>> BEGIN DATA LINES

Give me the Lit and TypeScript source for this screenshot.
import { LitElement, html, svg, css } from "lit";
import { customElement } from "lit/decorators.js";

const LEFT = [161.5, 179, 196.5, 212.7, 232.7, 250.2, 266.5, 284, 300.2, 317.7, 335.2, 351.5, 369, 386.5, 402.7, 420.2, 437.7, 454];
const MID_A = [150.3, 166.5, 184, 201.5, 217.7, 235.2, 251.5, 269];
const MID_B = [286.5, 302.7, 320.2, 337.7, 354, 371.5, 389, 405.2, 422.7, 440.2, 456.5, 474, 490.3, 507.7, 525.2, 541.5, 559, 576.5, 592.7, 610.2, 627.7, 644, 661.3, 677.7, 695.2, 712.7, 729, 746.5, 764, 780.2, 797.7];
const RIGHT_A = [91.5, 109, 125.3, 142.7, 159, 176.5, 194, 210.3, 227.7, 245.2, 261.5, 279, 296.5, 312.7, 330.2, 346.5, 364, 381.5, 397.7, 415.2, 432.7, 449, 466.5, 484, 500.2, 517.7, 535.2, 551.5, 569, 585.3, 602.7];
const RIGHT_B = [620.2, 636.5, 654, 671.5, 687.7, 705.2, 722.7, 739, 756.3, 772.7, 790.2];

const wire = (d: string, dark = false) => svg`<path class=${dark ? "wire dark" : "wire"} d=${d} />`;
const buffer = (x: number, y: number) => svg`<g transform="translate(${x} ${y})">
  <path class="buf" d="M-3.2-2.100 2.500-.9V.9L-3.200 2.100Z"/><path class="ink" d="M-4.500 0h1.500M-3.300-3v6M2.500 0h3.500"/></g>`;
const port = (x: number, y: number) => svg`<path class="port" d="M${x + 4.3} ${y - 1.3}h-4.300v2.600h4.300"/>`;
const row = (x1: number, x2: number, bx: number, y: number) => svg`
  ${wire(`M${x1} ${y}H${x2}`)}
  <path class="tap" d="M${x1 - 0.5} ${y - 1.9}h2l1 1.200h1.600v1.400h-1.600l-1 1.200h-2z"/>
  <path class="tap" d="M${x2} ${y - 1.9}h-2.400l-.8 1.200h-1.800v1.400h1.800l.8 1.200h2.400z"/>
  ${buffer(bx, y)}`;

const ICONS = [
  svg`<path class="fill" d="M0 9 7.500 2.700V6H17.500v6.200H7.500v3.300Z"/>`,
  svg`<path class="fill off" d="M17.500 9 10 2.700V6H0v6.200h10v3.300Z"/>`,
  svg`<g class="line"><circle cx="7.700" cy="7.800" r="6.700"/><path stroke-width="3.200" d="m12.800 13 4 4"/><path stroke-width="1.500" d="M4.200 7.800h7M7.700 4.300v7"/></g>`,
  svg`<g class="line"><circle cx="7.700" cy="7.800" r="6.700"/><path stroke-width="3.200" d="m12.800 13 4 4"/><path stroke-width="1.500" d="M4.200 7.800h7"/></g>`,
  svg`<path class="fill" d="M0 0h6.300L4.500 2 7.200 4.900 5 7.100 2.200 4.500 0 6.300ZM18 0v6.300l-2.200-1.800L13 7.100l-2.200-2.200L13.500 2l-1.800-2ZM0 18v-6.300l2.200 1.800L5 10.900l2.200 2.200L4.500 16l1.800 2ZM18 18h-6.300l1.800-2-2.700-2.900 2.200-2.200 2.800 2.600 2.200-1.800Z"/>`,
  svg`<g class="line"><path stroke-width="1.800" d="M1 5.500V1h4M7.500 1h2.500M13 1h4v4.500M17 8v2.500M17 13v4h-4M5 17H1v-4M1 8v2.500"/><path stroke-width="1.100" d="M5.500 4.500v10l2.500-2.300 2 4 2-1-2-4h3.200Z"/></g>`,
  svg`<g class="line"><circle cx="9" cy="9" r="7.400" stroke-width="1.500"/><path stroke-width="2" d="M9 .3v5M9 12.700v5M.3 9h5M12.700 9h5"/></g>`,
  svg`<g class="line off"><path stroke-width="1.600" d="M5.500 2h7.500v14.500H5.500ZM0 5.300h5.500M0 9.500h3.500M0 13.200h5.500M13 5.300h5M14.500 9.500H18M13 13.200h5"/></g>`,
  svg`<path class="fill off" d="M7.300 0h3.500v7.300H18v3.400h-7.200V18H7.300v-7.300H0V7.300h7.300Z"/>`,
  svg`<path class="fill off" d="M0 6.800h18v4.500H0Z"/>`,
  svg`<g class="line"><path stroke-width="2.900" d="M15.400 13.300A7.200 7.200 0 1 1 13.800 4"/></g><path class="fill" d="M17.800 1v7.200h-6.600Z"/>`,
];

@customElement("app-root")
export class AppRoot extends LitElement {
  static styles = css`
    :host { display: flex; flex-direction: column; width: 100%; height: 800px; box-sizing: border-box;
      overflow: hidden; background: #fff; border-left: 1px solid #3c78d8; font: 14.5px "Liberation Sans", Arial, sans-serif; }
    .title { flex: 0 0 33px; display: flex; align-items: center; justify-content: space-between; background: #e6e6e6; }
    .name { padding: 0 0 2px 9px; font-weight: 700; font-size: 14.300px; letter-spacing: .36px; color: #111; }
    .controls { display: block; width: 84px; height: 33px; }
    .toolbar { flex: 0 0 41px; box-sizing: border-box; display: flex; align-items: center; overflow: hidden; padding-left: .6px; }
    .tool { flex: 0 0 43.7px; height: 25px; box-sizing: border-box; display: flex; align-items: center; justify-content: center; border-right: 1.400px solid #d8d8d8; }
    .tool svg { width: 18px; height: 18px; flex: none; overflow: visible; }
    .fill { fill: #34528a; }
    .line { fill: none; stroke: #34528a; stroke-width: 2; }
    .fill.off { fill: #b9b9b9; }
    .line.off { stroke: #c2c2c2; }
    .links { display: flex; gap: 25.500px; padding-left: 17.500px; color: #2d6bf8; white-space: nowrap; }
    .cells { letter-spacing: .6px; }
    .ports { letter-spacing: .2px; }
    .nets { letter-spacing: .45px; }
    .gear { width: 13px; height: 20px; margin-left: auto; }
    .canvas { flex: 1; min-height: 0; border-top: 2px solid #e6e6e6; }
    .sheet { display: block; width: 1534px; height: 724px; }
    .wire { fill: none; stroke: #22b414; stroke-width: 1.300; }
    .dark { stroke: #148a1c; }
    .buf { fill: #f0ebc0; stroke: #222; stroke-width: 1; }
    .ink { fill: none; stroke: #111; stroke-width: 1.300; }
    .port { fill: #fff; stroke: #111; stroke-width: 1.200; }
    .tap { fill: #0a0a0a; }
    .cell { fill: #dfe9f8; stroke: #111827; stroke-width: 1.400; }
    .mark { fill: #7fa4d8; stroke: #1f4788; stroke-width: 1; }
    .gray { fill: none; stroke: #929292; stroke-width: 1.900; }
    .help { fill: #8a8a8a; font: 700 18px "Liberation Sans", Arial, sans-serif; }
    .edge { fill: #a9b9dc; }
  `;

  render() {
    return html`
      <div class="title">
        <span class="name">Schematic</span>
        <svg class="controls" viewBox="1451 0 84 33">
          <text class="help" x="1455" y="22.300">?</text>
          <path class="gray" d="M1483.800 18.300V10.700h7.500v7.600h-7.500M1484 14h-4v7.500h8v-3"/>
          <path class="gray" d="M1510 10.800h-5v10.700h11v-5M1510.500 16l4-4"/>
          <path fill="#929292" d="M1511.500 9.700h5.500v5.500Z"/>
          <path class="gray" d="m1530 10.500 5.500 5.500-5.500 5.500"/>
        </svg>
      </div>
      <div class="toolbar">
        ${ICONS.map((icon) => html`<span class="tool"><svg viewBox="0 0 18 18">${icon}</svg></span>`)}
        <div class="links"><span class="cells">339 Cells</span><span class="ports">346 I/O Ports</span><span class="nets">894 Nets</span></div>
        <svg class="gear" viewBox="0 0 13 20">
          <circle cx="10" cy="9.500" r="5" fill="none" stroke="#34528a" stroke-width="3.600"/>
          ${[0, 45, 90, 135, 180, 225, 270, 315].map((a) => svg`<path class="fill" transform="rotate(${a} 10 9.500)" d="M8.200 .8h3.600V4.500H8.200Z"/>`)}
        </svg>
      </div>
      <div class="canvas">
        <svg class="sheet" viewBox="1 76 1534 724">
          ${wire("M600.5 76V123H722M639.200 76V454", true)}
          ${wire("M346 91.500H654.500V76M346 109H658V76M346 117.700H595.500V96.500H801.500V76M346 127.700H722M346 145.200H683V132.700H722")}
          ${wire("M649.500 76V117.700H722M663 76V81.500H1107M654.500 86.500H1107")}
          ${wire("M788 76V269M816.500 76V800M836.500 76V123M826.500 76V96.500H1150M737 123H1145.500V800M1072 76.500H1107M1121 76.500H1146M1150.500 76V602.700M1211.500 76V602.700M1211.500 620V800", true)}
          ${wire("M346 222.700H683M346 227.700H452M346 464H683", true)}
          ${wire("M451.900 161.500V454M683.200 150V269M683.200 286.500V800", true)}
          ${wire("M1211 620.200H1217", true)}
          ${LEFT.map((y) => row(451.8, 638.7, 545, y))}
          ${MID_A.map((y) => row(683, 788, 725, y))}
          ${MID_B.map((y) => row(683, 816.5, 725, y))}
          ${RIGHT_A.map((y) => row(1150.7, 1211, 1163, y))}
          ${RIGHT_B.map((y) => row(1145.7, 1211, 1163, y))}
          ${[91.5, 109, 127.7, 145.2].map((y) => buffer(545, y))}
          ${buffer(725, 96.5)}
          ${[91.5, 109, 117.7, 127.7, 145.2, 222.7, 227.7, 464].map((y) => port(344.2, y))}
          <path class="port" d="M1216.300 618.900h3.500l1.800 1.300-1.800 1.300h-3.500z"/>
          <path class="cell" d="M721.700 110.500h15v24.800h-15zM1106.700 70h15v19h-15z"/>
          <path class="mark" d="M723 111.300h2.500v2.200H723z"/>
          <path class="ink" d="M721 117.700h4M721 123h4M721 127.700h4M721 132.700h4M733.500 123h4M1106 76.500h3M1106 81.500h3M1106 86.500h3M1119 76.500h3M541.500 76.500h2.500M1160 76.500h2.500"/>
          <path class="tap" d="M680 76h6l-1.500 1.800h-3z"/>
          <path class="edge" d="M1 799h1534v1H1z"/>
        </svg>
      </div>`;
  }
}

>> END DATA LINES
>> BEGIN DATA LINES

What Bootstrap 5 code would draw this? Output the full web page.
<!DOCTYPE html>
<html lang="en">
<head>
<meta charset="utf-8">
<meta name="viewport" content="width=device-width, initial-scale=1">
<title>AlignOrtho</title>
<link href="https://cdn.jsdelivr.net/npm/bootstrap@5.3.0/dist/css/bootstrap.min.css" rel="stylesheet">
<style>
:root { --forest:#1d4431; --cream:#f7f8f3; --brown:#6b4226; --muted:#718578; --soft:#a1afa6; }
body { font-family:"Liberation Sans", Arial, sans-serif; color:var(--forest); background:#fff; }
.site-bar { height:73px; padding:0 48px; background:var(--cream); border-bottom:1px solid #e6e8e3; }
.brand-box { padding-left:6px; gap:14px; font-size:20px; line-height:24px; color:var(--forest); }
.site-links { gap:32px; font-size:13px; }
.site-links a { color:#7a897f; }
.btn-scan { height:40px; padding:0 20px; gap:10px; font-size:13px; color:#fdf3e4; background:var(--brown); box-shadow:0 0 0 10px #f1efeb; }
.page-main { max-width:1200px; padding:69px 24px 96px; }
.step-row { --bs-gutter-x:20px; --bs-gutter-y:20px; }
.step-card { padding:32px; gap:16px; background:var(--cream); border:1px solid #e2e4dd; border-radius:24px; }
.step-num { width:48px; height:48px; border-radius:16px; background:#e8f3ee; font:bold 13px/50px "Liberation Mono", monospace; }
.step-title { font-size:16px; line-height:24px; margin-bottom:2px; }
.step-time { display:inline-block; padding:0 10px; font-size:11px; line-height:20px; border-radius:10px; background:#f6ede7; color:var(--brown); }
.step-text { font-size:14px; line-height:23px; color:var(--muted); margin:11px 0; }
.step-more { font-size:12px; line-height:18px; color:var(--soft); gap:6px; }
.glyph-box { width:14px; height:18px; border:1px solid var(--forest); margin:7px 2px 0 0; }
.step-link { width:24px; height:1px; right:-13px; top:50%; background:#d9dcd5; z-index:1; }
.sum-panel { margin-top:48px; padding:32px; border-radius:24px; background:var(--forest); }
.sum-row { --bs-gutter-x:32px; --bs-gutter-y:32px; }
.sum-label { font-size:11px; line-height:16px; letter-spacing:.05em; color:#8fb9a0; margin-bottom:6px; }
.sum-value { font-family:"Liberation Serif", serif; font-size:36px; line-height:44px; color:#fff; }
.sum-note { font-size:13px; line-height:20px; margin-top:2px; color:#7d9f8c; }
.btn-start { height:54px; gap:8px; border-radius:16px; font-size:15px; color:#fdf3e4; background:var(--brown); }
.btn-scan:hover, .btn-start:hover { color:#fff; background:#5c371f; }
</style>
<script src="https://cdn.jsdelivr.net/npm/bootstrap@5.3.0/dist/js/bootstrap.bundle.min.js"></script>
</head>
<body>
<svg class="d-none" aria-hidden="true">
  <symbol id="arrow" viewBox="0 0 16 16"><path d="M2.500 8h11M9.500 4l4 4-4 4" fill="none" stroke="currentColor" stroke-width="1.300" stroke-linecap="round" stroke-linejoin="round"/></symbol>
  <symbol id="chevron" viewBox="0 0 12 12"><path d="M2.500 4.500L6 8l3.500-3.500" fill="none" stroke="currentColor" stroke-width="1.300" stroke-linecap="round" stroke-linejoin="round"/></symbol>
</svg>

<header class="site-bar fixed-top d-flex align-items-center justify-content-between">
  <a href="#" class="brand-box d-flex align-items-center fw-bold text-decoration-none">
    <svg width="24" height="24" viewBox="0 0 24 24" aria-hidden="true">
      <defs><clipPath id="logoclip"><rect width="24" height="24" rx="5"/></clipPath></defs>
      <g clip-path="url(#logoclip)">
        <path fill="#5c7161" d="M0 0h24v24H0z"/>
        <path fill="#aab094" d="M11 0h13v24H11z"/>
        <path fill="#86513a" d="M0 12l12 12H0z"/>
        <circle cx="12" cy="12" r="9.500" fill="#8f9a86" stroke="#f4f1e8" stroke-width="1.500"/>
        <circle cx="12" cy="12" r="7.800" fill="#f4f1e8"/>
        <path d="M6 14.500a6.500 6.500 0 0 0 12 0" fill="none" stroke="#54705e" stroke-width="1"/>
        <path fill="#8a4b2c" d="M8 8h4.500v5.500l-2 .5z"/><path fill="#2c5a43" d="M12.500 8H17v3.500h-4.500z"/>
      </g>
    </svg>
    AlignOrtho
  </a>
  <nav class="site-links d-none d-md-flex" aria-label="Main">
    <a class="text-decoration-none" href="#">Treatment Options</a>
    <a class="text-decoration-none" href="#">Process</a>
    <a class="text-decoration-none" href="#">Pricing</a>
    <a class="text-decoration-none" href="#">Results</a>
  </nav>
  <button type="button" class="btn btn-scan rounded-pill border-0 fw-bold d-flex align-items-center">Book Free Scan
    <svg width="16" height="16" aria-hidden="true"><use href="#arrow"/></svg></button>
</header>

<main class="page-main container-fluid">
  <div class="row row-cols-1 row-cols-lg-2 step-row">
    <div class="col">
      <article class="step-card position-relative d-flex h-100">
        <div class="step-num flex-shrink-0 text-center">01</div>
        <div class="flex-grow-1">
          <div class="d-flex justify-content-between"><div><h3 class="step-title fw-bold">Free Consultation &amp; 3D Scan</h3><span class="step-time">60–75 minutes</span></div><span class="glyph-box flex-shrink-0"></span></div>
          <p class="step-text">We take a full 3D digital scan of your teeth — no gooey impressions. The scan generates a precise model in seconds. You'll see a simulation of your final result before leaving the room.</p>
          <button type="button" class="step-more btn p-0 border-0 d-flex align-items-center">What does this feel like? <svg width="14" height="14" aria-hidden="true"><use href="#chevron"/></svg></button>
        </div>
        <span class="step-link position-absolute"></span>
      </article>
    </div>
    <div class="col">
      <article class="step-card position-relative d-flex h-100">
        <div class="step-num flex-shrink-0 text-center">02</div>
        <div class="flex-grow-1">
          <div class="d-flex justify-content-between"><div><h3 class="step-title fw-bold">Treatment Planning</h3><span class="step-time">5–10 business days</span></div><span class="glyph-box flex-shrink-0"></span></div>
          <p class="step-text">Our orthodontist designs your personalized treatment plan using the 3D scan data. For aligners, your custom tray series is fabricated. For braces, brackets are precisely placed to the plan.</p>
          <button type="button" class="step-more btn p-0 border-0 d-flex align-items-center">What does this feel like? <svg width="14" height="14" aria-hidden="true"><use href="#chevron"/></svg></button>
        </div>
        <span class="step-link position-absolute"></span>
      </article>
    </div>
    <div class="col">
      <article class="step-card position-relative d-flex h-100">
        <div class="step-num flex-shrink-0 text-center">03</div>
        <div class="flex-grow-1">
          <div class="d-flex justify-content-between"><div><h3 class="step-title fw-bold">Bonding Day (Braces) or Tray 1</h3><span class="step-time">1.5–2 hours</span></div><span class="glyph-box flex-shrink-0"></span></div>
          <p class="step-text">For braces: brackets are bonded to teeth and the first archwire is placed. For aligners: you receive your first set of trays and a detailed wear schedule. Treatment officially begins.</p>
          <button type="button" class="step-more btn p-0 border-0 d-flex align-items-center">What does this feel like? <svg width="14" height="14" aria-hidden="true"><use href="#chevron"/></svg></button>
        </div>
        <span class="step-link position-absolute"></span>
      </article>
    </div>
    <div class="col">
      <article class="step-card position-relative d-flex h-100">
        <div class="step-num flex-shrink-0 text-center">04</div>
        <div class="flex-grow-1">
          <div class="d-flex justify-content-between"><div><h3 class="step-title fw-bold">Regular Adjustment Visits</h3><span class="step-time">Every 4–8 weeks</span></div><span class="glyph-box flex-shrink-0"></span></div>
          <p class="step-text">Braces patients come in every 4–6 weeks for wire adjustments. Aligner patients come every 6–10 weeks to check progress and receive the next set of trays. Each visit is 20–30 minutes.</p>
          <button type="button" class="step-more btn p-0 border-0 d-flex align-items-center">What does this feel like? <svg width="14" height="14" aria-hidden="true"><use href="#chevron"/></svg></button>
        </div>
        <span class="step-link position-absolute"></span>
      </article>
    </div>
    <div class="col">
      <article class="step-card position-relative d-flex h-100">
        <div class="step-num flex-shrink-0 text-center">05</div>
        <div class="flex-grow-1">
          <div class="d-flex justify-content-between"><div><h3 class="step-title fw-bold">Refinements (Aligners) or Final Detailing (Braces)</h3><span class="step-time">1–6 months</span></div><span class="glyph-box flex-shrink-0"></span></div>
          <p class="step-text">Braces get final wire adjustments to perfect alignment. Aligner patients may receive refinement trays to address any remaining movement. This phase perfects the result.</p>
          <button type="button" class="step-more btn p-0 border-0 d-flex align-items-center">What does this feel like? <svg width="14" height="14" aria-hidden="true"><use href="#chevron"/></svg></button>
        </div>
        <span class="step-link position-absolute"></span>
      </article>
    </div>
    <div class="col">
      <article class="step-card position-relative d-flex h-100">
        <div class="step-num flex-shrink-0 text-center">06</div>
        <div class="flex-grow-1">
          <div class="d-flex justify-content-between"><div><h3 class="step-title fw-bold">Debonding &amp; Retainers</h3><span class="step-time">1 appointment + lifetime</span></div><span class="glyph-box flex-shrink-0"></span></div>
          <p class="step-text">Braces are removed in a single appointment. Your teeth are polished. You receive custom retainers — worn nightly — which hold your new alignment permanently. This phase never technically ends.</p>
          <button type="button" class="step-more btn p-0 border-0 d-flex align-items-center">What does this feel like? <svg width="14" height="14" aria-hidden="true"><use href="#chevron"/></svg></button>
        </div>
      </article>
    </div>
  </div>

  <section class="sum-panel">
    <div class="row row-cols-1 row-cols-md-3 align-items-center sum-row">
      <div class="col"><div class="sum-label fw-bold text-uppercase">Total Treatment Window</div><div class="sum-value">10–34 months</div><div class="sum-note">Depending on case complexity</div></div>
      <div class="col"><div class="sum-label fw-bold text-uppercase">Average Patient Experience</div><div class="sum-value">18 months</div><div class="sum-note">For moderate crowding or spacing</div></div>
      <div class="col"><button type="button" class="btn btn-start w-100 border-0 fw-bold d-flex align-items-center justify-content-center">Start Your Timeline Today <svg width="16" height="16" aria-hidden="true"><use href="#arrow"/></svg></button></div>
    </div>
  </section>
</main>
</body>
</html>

>> END DATA LINES

GIVEN EXERCISE :: Pull every line containing "page" out of the data above.

FINISHED EXERCISE ::
What Bootstrap 5 code would draw this? Output the full web page.
.page-main { max-width:1200px; padding:69px 24px 96px; }
<main class="page-main container-fluid">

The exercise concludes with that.